In several dioceses the bishops, chapters, and archdeacons, after the example of the popes, imposed annats upon the curés. In Normandy this exaction is called droit de déport. Policy having no interest in maintaining this pillage, it was abolished in several places; it still exists in others; so true is it that money is the first object of worship!
In 1409, at the Council of Pisa, Pope Alexander V. expressly renounced annats; Charles VII. condemned them by an edict of April, 1418; the Council of Basel declared that they came under the domination of simony, and the Pragmatic Sanction abolished them again.
Francis I., by a private treaty which he made with Leo X., and which was not inserted in the concordat, allowed the pope to raise this tribute, which produced him annually, during that prince’s reign, a hundred thousand crowns of that day, according to the calculation then made by Jacques Capelle, advocate-general to the Parliament of Paris.

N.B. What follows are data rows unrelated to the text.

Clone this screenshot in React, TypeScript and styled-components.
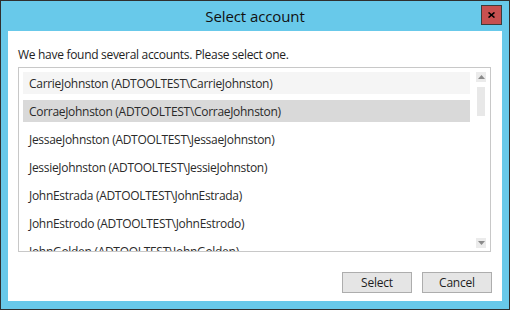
import React from 'react'
import styled, { createGlobalStyle } from 'styled-components'

const GlobalStyle = createGlobalStyle`
    html, body {
        margin: 0;
        padding: 0;
        background: #ffffff;
    }
    * {
        box-sizing: border-box;
    }
`

const Window = styled.div`
    width: 510px;
    height: 310px;
    border: 1px solid #2f2f2f;
    background-color: #68c9ea;
    display: flex;
    flex-direction: column;
    font-family: "Open Sans", "Noto Sans", sans-serif;
    color: #1e1e1e;
`

const TitleBar = styled.div`
    height: 30px;
    display: grid;
    grid-template-columns: 1fr auto 1fr;
    align-items: start;
`

const Title = styled.div`
    grid-column: 2;
    font-size: 15px;
    line-height: 30px;
    letter-spacing: -0.1px;
    color: #111;
`

const CloseButton = styled.button`
    grid-column: 3;
    justify-self: end;
    margin: 4px 7px 0 0;
    width: 21px;
    height: 20px;
    padding: 0;
    border: 1px solid #3c3c3c;
    background-color: #c75050;
    display: flex;
    align-items: center;
    justify-content: center;
`

const Client = styled.div`
    flex: 1;
    margin: 0 7px 8px 7px;
    background-color: #ffffff;
    padding: 16px 10px 0 10px;
    display: flex;
    flex-direction: column;
`

const Prompt = styled.div`
    font-size: 12px;
    line-height: 16px;
    letter-spacing: -0.3px;
    margin-bottom: 4px;
`

const ListBox = styled.div`
    height: 185px;
    margin-right: 1px;
    border: 1px solid #c8c8c8;
    display: flex;
    overflow: hidden;
`

const Items = styled.div`
    flex: 1;
    padding: 4px 0 0 4px;
    overflow: hidden;
`

const Item = styled.div<{ $state?: 'hover' | 'selected' }>`
    height: 22px;
    margin-bottom: 6px;
    padding: 2px 0 0 6px;
    font-size: 12px;
    line-height: 20px;
    letter-spacing: -0.3px;
    color: #2a2a2a;
    white-space: nowrap;
    background-color: ${p => p.$state === 'selected' ? '#d9d9d9' : p.$state === 'hover' ? '#f5f5f5' : 'transparent'};
`

const ScrollBar = styled.div`
    width: 20px;
    padding: 4px 4px 3px 6px;
    display: flex;
    flex-direction: column;
`

const ArrowButton = styled.div`
    width: 10px;
    height: 10px;
    background-color: #ebebeb;
    display: flex;
    align-items: center;
    justify-content: center;
`

const Track = styled.div`
    flex: 1;
    padding: 5px 1px 0 1px;
`

const Thumb = styled.div`
    height: 29px;
    background-color: #e8e8e8;
`

const Footer = styled.div`
    display: flex;
    justify-content: flex-end;
    gap: 10px;
    margin-top: 20px;
`

const DialogButton = styled.button`
    width: 70px;
    height: 21px;
    padding: 0;
    border: 1px solid #adadad;
    background-color: #e5e5e5;
    font-family: inherit;
    font-size: 12px;
    letter-spacing: -0.2px;
    color: #1e1e1e;
`

const accounts = [
    'CarrieJohnston',
    'CorraeJohnston',
    'JessaeJohnston',
    'JessieJohnston',
    'JohnEstrada',
    'JohnEstrodo',
    'JohnGolden',
]

function Arrow(props: { down?: boolean }) {
    return (
        <svg width="7" height="4" viewBox="0 0 7 4">
            {props.down
                ? <polygon points="0,0 7,0 3.5,4" fill="#8a8a8a" />
                : <polygon points="3.5,0 7,4 0,4" fill="#8a8a8a" />}
        </svg>
    )
}

export default function App() {
    return (
        <>
            <GlobalStyle />
            <Window>
                <TitleBar>
                    <Title>Select account</Title>
                    <CloseButton>
                        <svg width="7" height="6" viewBox="0 0 7 6">
                            <path d="M0.5 0.5 L6.5 5.5 M6.5 0.5 L0.5 5.5" stroke="#000" strokeWidth="1.6" />
                        </svg>
                    </CloseButton>
                </TitleBar>
                <Client>
                    <Prompt>We have found several accounts. Please select one.</Prompt>
                    <ListBox>
                        <Items>
                            {accounts.map((name, i) => (
                                <Item key={name} $state={i === 0 ? 'hover' : i === 1 ? 'selected' : undefined}>
                                    {name} (ADTOOLTEST\{name})
                                </Item>
                            ))}
                        </Items>
                        <ScrollBar>
                            <ArrowButton><Arrow /></ArrowButton>
                            <Track><Thumb /></Track>
                            <ArrowButton><Arrow down /></ArrowButton>
                        </ScrollBar>
                    </ListBox>
                    <Footer>
                        <DialogButton>Select</DialogButton>
                        <DialogButton>Cancel</DialogButton>
                    </Footer>
                </Client>
            </Window>
        </>
    )
}
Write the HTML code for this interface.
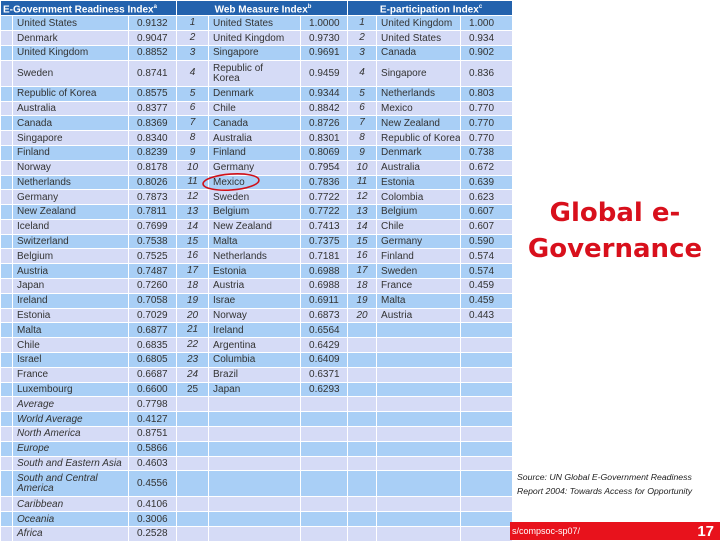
<!DOCTYPE html>
<html><head><meta charset="utf-8"><style>
body{margin:0;width:720px;height:540px;background:#fff;position:relative;overflow:hidden;font-family:"Liberation Sans",sans-serif}
table{position:absolute;left:0;top:0;border-collapse:collapse;table-layout:fixed;width:512px;font-size:10px;color:#333}
td{border:1px solid #fff;padding:1px 0 0 4px;height:12.8px;line-height:10px;white-space:nowrap;overflow:hidden;vertical-align:middle}
td.s{padding-left:8px}
tr.h td{background:#2362ad;color:#fff;font-weight:bold;height:13px;font-size:10px;padding-left:2px}
tr.b td{background:#a9cff6}
tr.l td{background:#d5dbf6}
tr.d td{height:24px;white-space:normal}
td.r{font-style:italic;text-align:center;padding:0}
td.i{font-style:italic}
sup{font-size:6px}
.t{position:absolute;color:#d8101c;font-family:"DejaVu Sans",sans-serif;font-weight:bold;font-size:26px;width:210px;left:510px;text-align:center;line-height:36px}
.src{position:absolute;left:517px;font-size:8.7px;font-style:italic;color:#222}
.bar{position:absolute;left:510px;top:522px;width:210px;height:18px;background:#e8121c;color:#fff;font-size:9px}
</style></head><body>
<table>
<colgroup><col style="width:12px"><col style="width:116px"><col style="width:48px"><col style="width:32px"><col style="width:92px"><col style="width:47px"><col style="width:29px"><col style="width:84px"><col style="width:52px"></colgroup>
<tr class="h"><td colspan="3">E-Government Readiness Index<sup>a</sup></td><td colspan="3" style="text-align:center">Web Measure Index<sup>b</sup></td><td colspan="3" style="text-align:center">E-participation Index<sup>c</sup></td></tr>
<tr class="b"><td></td><td>United States</td><td class="s">0.9132</td><td class="r">1</td><td>United States</td><td class="s">1.0000</td><td class="r">1</td><td>United Kingdom</td><td class="s">1.000</td></tr>
<tr class="l"><td></td><td>Denmark</td><td class="s">0.9047</td><td class="r">2</td><td>United Kingdom</td><td class="s">0.9730</td><td class="r">2</td><td>United States</td><td class="s">0.934</td></tr>
<tr class="b"><td></td><td>United Kingdom</td><td class="s">0.8852</td><td class="r">3</td><td>Singapore</td><td class="s">0.9691</td><td class="r">3</td><td>Canada</td><td class="s">0.902</td></tr>
<tr class="l d"><td></td><td>Sweden</td><td class="s">0.8741</td><td class="r">4</td><td>Republic of<br>Korea</td><td class="s">0.9459</td><td class="r">4</td><td>Singapore</td><td class="s">0.836</td></tr>
<tr class="b"><td></td><td>Republic of Korea</td><td class="s">0.8575</td><td class="r">5</td><td>Denmark</td><td class="s">0.9344</td><td class="r">5</td><td>Netherlands</td><td class="s">0.803</td></tr>
<tr class="l"><td></td><td>Australia</td><td class="s">0.8377</td><td class="r">6</td><td>Chile</td><td class="s">0.8842</td><td class="r">6</td><td>Mexico</td><td class="s">0.770</td></tr>
<tr class="b"><td></td><td>Canada</td><td class="s">0.8369</td><td class="r">7</td><td>Canada</td><td class="s">0.8726</td><td class="r">7</td><td>New Zealand</td><td class="s">0.770</td></tr>
<tr class="l"><td></td><td>Singapore</td><td class="s">0.8340</td><td class="r">8</td><td>Australia</td><td class="s">0.8301</td><td class="r">8</td><td>Republic of Korea</td><td class="s">0.770</td></tr>
<tr class="b"><td></td><td>Finland</td><td class="s">0.8239</td><td class="r">9</td><td>Finland</td><td class="s">0.8069</td><td class="r">9</td><td>Denmark</td><td class="s">0.738</td></tr>
<tr class="l"><td></td><td>Norway</td><td class="s">0.8178</td><td class="r">10</td><td>Germany</td><td class="s">0.7954</td><td class="r">10</td><td>Australia</td><td class="s">0.672</td></tr>
<tr class="b"><td></td><td>Netherlands</td><td class="s">0.8026</td><td class="r">11</td><td>Mexico</td><td class="s">0.7836</td><td class="r">11</td><td>Estonia</td><td class="s">0.639</td></tr>
<tr class="l"><td></td><td>Germany</td><td class="s">0.7873</td><td class="r">12</td><td>Sweden</td><td class="s">0.7722</td><td class="r">12</td><td>Colombia</td><td class="s">0.623</td></tr>
<tr class="b"><td></td><td>New Zealand</td><td class="s">0.7811</td><td class="r">13</td><td>Belgium</td><td class="s">0.7722</td><td class="r">13</td><td>Belgium</td><td class="s">0.607</td></tr>
<tr class="l"><td></td><td>Iceland</td><td class="s">0.7699</td><td class="r">14</td><td>New Zealand</td><td class="s">0.7413</td><td class="r">14</td><td>Chile</td><td class="s">0.607</td></tr>
<tr class="b"><td></td><td>Switzerland</td><td class="s">0.7538</td><td class="r">15</td><td>Malta</td><td class="s">0.7375</td><td class="r">15</td><td>Germany</td><td class="s">0.590</td></tr>
<tr class="l"><td></td><td>Belgium</td><td class="s">0.7525</td><td class="r">16</td><td>Netherlands</td><td class="s">0.7181</td><td class="r">16</td><td>Finland</td><td class="s">0.574</td></tr>
<tr class="b"><td></td><td>Austria</td><td class="s">0.7487</td><td class="r">17</td><td>Estonia</td><td class="s">0.6988</td><td class="r">17</td><td>Sweden</td><td class="s">0.574</td></tr>
<tr class="l"><td></td><td>Japan</td><td class="s">0.7260</td><td class="r">18</td><td>Austria</td><td class="s">0.6988</td><td class="r">18</td><td>France</td><td class="s">0.459</td></tr>
<tr class="b"><td></td><td>Ireland</td><td class="s">0.7058</td><td class="r">19</td><td>Israe</td><td class="s">0.6911</td><td class="r">19</td><td>Malta</td><td class="s">0.459</td></tr>
<tr class="l"><td></td><td>Estonia</td><td class="s">0.7029</td><td class="r">20</td><td>Norway</td><td class="s">0.6873</td><td class="r">20</td><td>Austria</td><td class="s">0.443</td></tr>
<tr class="b"><td></td><td>Malta</td><td class="s">0.6877</td><td class="r">21</td><td>Ireland</td><td class="s">0.6564</td><td></td><td></td><td></td></tr>
<tr class="l"><td></td><td>Chile</td><td class="s">0.6835</td><td class="r">22</td><td>Argentina</td><td class="s">0.6429</td><td></td><td></td><td></td></tr>
<tr class="b"><td></td><td>Israel</td><td class="s">0.6805</td><td class="r">23</td><td>Columbia</td><td class="s">0.6409</td><td></td><td></td><td></td></tr>
<tr class="l"><td></td><td>France</td><td class="s">0.6687</td><td class="r">24</td><td>Brazil</td><td class="s">0.6371</td><td></td><td></td><td></td></tr>
<tr class="b"><td></td><td>Luxembourg</td><td class="s">0.6600</td><td class="r" style="font-style:normal">25</td><td>Japan</td><td class="s">0.6293</td><td></td><td></td><td></td></tr>
<tr class="l"><td></td><td class="i">Average</td><td class="s">0.7798</td><td></td><td></td><td></td><td></td><td></td><td></td></tr>
<tr class="b"><td></td><td class="i">World Average</td><td class="s">0.4127</td><td></td><td></td><td></td><td></td><td></td><td></td></tr>
<tr class="l"><td></td><td class="i">North America</td><td class="s">0.8751</td><td></td><td></td><td></td><td></td><td></td><td></td></tr>
<tr class="b"><td></td><td class="i">Europe</td><td class="s">0.5866</td><td></td><td></td><td></td><td></td><td></td><td></td></tr>
<tr class="l"><td></td><td class="i">South and Eastern Asia</td><td class="s">0.4603</td><td></td><td></td><td></td><td></td><td></td><td></td></tr>
<tr class="b d"><td></td><td class="i">South and Central America</td><td class="s">0.4556</td><td></td><td></td><td></td><td></td><td></td><td></td></tr>
<tr class="l"><td></td><td class="i">Caribbean</td><td class="s">0.4106</td><td></td><td></td><td></td><td></td><td></td><td></td></tr>
<tr class="b"><td></td><td class="i">Oceania</td><td class="s">0.3006</td><td></td><td></td><td></td><td></td><td></td><td></td></tr>
<tr class="l"><td></td><td class="i">Africa</td><td class="s">0.2528</td><td></td><td></td><td></td><td></td><td></td><td></td></tr>
</table>
<svg style="position:absolute;left:0;top:0" width="720" height="540"><ellipse cx="231" cy="182" rx="28" ry="8" transform="rotate(-4 231 182)" fill="none" stroke="#d01018" stroke-width="1.6"/></svg>
<div class="t" style="top:195px">Global e-</div>
<div class="t" style="top:231px">Governance</div>
<div class="src" style="top:472px">Source: UN Global E-Government Readiness</div>
<div class="src" style="top:486px">Report 2004: Towards Access for Opportunity</div>
<div class="bar"><span style="position:absolute;left:2px;top:4px">s/compsoc-sp07/</span><span style="position:absolute;right:6px;top:1px;font-size:15px;font-weight:bold">17</span></div>
</body></html>
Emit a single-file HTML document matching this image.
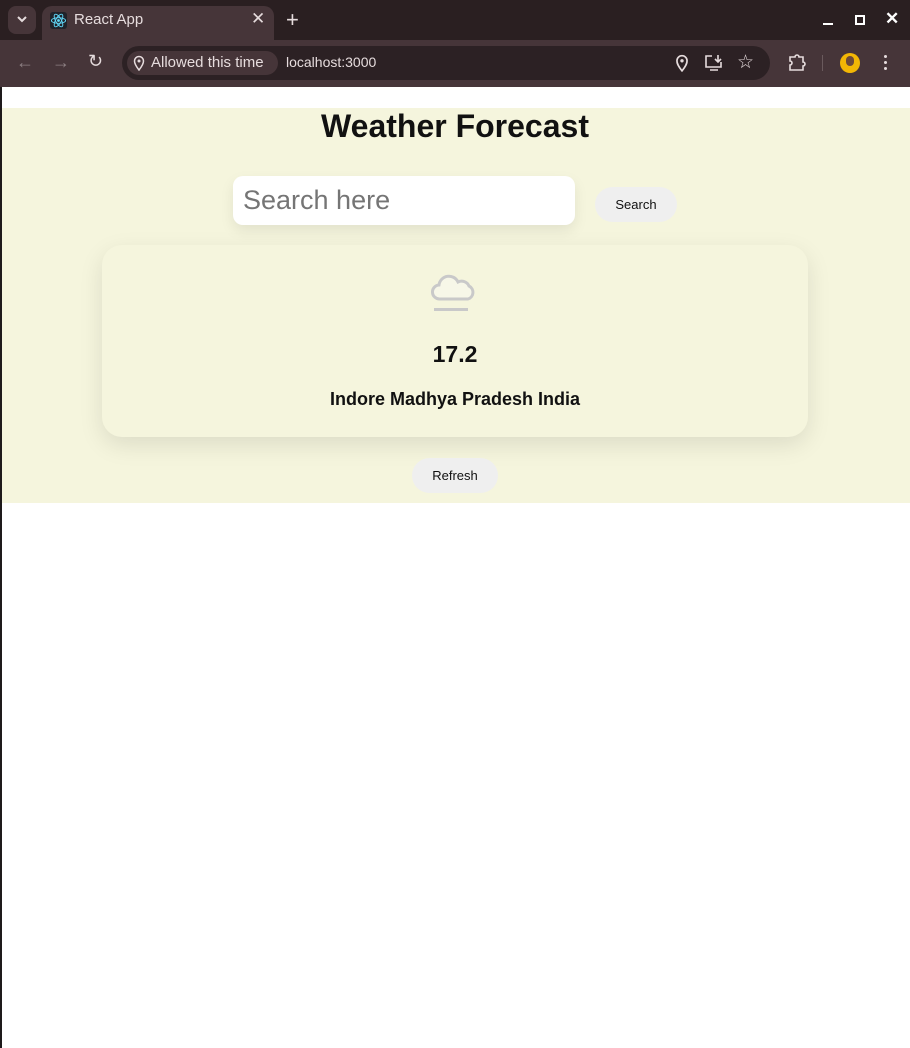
<!DOCTYPE html>
<html><head><meta charset="utf-8"><style>
*{box-sizing:border-box;margin:0;padding:0}
body{width:910px;height:1048px;overflow:hidden;background:#fff;font-family:"Liberation Sans",sans-serif;position:relative}
.top{position:absolute;left:0;top:0;width:910px;height:40px;background:#2a1f21}
.tb{position:absolute;left:0;top:40px;width:910px;height:47px;background:#463539}
.tab{position:absolute;left:42px;top:6px;width:232px;height:34px;background:#463539;border-radius:10px 10px 0 0}
.pg{position:absolute;left:0;top:87px;width:910px;height:961px;background:#fff;border-left:2px solid #1e1a1b}
.bei{position:absolute;left:2px;top:108px;width:908px;height:395px;background:#f5f5dd}
.t{color:#e6dcdd;font-size:15px;position:absolute}
</style></head><body>
<div class="top"></div>
<div style="position:absolute;left:8px;top:6px;width:28px;height:28px;border-radius:8px;background:#463539"></div>
<svg style="position:absolute;left:15px;top:14px" width="14" height="10"><path d="M3 3l4 4 4-4" stroke="#e6dcdd" stroke-width="2" fill="none"/></svg>
<div class="tab"></div>
<svg style="position:absolute;left:50px;top:12px" width="17" height="17" viewBox="0 0 24 24"><rect width="24" height="24" rx="4" fill="#20232a"/><g fill="none" stroke="#61dafb" stroke-width="1.3"><ellipse cx="12" cy="12" rx="10" ry="4"/><ellipse cx="12" cy="12" rx="10" ry="4" transform="rotate(60 12 12)"/><ellipse cx="12" cy="12" rx="10" ry="4" transform="rotate(120 12 12)"/></g><circle cx="12" cy="12" r="2" fill="#61dafb"/></svg>
<div class="t" style="left:74px;top:11px">React App</div>
<div class="t" style="left:251px;top:9px;font-size:17px">✕</div>
<div class="t" style="left:286px;top:7px;font-size:22px">+</div>
<div style="position:absolute;left:823px;top:23px;width:10px;height:2px;background:#fff"></div>
<div style="position:absolute;left:855px;top:15px;width:10px;height:10px;border:2px solid #fff"></div>
<div class="t" style="left:885px;top:9px;font-size:17px;color:#fff;font-weight:bold">✕</div>
<div class="tb"></div>
<div class="t" style="left:16px;top:52px;font-size:18px;color:#8d8083">←</div>
<div class="t" style="left:52px;top:52px;font-size:18px;color:#8d8083">→</div>
<div class="t" style="left:88px;top:51px;font-size:18px">↻</div>
<div style="position:absolute;left:122px;top:46px;width:648px;height:34px;border-radius:17px;background:#2c2124"></div>
<div style="position:absolute;left:127px;top:51px;width:151px;height:24px;border-radius:12px;background:#463539"></div>
<svg style="position:absolute;left:133px;top:55px" width="12" height="16" viewBox="0 0 12 16"><path d="M6 15C2 10 1.5 8 1.5 6a4.5 4.5 0 019 0c0 2-.5 4-4.5 9z" fill="none" stroke="#e6dcdd" stroke-width="1.5"/><circle cx="6" cy="6" r="1.5" fill="#e6dcdd"/></svg>
<div class="t" style="left:151px;top:54px">Allowed this time</div>
<div class="t" style="left:286px;top:54px;font-size:14px">localhost:3000</div>
<svg style="position:absolute;left:675px;top:54px" width="14" height="18" viewBox="0 0 12 16"><path d="M6 15C2 10 1.5 8 1.5 6a4.5 4.5 0 019 0c0 2-.5 4-4.5 9z" fill="none" stroke="#e6dcdd" stroke-width="1.5"/><circle cx="6" cy="6" r="1.5" fill="#e6dcdd"/></svg>
<svg style="position:absolute;left:704px;top:54px" width="20" height="18"><path d="M8 2H2v11h15V8M6 16h8M14 1v7m-3-3l3 3 3-3" fill="none" stroke="#e6dcdd" stroke-width="1.6"/></svg>
<div class="t" style="left:737px;top:51px;font-size:19px">☆</div>
<svg style="position:absolute;left:787px;top:53px" width="20" height="20"><path d="M3 4h5a2 2 0 014 0h4v5a2 2 0 010 4v4H3v-5a2 2 0 000-4z" fill="none" stroke="#e6dcdd" stroke-width="1.6"/></svg>
<div style="position:absolute;left:822px;top:55px;width:1px;height:16px;background:#6a5a5d"></div>
<div style="position:absolute;left:840px;top:53px;width:20px;height:20px;border-radius:50%;background:#f2b705"></div>
<div style="position:absolute;left:846px;top:56px;width:8px;height:10px;border-radius:4px;background:#6b4a3a"></div>
<div style="position:absolute;left:884px;top:55px;width:3px;height:3px;border-radius:50%;background:#e6dcdd;box-shadow:0 6px 0 #e6dcdd,0 12px 0 #e6dcdd"></div>
<div class="pg"></div>
<div class="bei"></div>
<div style="position:absolute;left:0;top:108px;width:910px;text-align:center;font-size:32px;font-weight:bold;color:#111">Weather Forecast</div>
<div style="position:absolute;left:233px;top:176px;width:342px;height:49px;border-radius:10px;background:#fff;box-shadow:0 6px 14px rgba(0,0,0,.08);font-size:27px;color:#757575;padding:9px 10px">Search here</div>
<div style="position:absolute;left:595px;top:187px;width:82px;height:35px;border-radius:18px;background:#efefef;font-size:13px;text-align:center;line-height:35px;color:#111">Search</div>
<div style="position:absolute;left:102px;top:245px;width:706px;height:192px;border-radius:20px;background:#f5f5dd;box-shadow:0 8px 24px rgba(0,0,0,.1)"></div>
<svg style="position:absolute;left:430px;top:270px" width="50" height="44" viewBox="0 0 50 44"><path d="M10 29a7 7 0 01-1-14 10 10 0 0119-3 8 8 0 0111 4 7 7 0 01-1 13z" fill="#f7f7e8" stroke="#c9c9c9" stroke-width="3"/><rect x="4" y="38" width="34" height="3" fill="#c9c9c9"/></svg>
<div style="position:absolute;left:0;top:341px;width:910px;text-align:center;font-size:23px;font-weight:bold;color:#111">17.2</div>
<div style="position:absolute;left:0;top:389px;width:910px;text-align:center;font-size:18px;font-weight:bold;color:#111">Indore Madhya Pradesh India</div>
<div style="position:absolute;left:412px;top:458px;width:86px;height:35px;border-radius:18px;background:#efefef;font-size:13px;text-align:center;line-height:35px;color:#111">Refresh</div>
</body></html>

The parliament, the universities, the clergy, the whole nation, protested against this exaction, and Henry II., yielding at length to the cries of his people, renewed the law of Charles VII., by an edict of the 3d of September, 1551.
The paying of annats was again forbidden by Charles IX., at the States of Orleans, in 1560: “By the advice of our council, and in pursuance of the decrees of the Holy Councils, the ancient ordinances of the kings, our predecessors, and the decisions of our courts of parliament, we order that all conveying of gold and silver out of our kingdom, and paying of money under the name of annats, vacant or otherwise, shall cease, on pain of a four-fold penalty on the offenders.”
This law, promulgated in the general assembly of the nation, must have seemed irrevocable, but two years afterwards the same prince, subdued by the court of Rome, at that time powerful, re-established what the whole nation and himself had abrogated.
Henry IV., who feared no danger, but feared Rome, confirmed the annats by an edict of the 22d of January, 1596.
Three celebrated jurisconsults, Dumoulin, Lannoy, and Duaren, have written strongly against annats, which they call a real simony. If, in default of their payment the pope refuses his bulls, Duaren advises the Gallican Church to imitate that of Spain, which, in the twelfth Council of Toledo, charged the archbishop of that city, on the pope’s refusal, to provide for the prelates appointed by the king.
It is one of the most certain maxims of French law, consecrated by article fourteen of our liberties, that the bishop of Rome has no power over the temporalities of benefices, but enjoys the revenues of annats only by the king’s permission. But ought there not to be a term to this permission? What avails our enlightenment if we are always to retain our abuses?
The amount of the sums which have been and still are paid to the pope is truly frightful. The attorney-general, Jean de St. Romain, has remarked that in the time of Pius II. twenty-two bishoprics having become vacant in France in the space of three years, it was necessary to carry to Rome a hundred and twenty thousand crowns; that sixty-one abbeys having also become vacant, the like sum had been paid to the court of Rome; that about the same time there had been paid to this court for provisions for the priorships, deaneries, and other inferior dignities, a thousand crowns; that for each curate there was at least a grâce expectative, which was sold for twenty-five crowns, besides an infinite number of dispensations, amounting to two millions of crowns. St. Romain lived in the time of Louis XI. Judge then, what these sums would now amount to. Judge how much other states have given. Judge whether the Roman commonwealth in the time of Lucullus drew more gold and silver from the nations conquered by its sword than the popes, the fathers of those same nations, have drawn from them by their pens.
Supposing that St. Romain’s calculation is too high by half, which is very unlikely, does there not still remain a sum sufficiently considerable to entitle us to call the apostolical chamber to an account and demand restitution, seeing that there is nothing at all apostolical in such an amount of money?